* Start Supplied information *
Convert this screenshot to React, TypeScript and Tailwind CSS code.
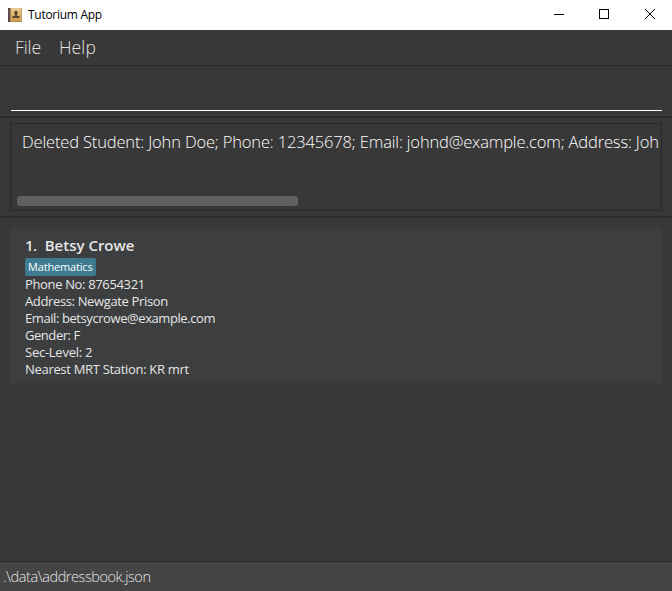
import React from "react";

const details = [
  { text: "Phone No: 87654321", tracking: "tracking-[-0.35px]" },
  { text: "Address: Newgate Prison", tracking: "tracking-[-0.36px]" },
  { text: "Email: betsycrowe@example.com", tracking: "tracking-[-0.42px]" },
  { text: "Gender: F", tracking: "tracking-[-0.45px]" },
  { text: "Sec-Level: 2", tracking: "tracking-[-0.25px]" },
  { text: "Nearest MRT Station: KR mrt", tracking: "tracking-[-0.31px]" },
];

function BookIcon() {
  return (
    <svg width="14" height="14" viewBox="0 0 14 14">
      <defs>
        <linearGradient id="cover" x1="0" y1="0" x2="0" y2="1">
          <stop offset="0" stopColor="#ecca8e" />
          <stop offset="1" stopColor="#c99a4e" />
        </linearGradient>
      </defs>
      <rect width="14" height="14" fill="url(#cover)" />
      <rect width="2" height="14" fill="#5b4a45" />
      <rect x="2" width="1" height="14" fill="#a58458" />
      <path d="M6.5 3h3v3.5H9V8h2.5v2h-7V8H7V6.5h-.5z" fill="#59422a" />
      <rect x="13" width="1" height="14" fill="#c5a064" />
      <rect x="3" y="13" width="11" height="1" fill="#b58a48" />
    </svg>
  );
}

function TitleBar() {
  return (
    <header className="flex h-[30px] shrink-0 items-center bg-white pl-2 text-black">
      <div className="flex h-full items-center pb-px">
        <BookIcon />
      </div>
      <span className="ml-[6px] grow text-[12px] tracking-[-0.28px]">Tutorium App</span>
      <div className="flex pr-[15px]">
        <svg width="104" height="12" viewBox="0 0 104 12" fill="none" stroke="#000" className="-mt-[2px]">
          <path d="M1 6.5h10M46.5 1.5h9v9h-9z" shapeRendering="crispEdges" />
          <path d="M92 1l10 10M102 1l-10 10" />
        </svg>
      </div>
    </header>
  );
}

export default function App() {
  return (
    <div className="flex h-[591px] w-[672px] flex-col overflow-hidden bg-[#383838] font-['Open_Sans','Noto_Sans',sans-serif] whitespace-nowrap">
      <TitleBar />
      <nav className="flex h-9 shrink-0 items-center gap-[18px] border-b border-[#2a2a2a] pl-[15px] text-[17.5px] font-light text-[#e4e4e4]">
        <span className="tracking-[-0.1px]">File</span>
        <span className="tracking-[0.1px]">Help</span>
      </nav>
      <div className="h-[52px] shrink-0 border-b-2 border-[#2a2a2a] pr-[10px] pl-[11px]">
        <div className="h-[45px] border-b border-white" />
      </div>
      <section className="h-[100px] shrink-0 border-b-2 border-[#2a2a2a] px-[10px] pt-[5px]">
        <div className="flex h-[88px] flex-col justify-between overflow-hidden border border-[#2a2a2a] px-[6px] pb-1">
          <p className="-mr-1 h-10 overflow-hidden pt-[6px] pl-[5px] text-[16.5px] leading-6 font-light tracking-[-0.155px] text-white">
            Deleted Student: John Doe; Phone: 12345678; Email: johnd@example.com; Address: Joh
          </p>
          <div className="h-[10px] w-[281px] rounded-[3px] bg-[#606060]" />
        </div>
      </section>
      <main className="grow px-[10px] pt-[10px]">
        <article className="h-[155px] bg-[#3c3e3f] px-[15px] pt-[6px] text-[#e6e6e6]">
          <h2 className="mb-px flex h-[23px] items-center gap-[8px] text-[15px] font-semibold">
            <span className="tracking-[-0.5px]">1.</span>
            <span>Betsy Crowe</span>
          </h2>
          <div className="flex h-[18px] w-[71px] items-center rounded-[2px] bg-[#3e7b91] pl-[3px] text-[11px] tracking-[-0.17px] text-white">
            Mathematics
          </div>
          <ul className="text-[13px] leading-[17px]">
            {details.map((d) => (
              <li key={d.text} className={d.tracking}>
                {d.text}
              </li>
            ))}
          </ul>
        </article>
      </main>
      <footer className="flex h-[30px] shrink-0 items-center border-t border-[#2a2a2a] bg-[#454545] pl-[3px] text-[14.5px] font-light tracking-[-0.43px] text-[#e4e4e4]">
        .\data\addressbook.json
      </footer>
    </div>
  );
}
* End Supplied information *
▸ Written task: Everything from the first line of the listing above through the line that contains "import React from" is to be restated word for word, minus the pictures.

▸ Response:
Convert this screenshot to React, TypeScript and Tailwind CSS code.
import React from "react";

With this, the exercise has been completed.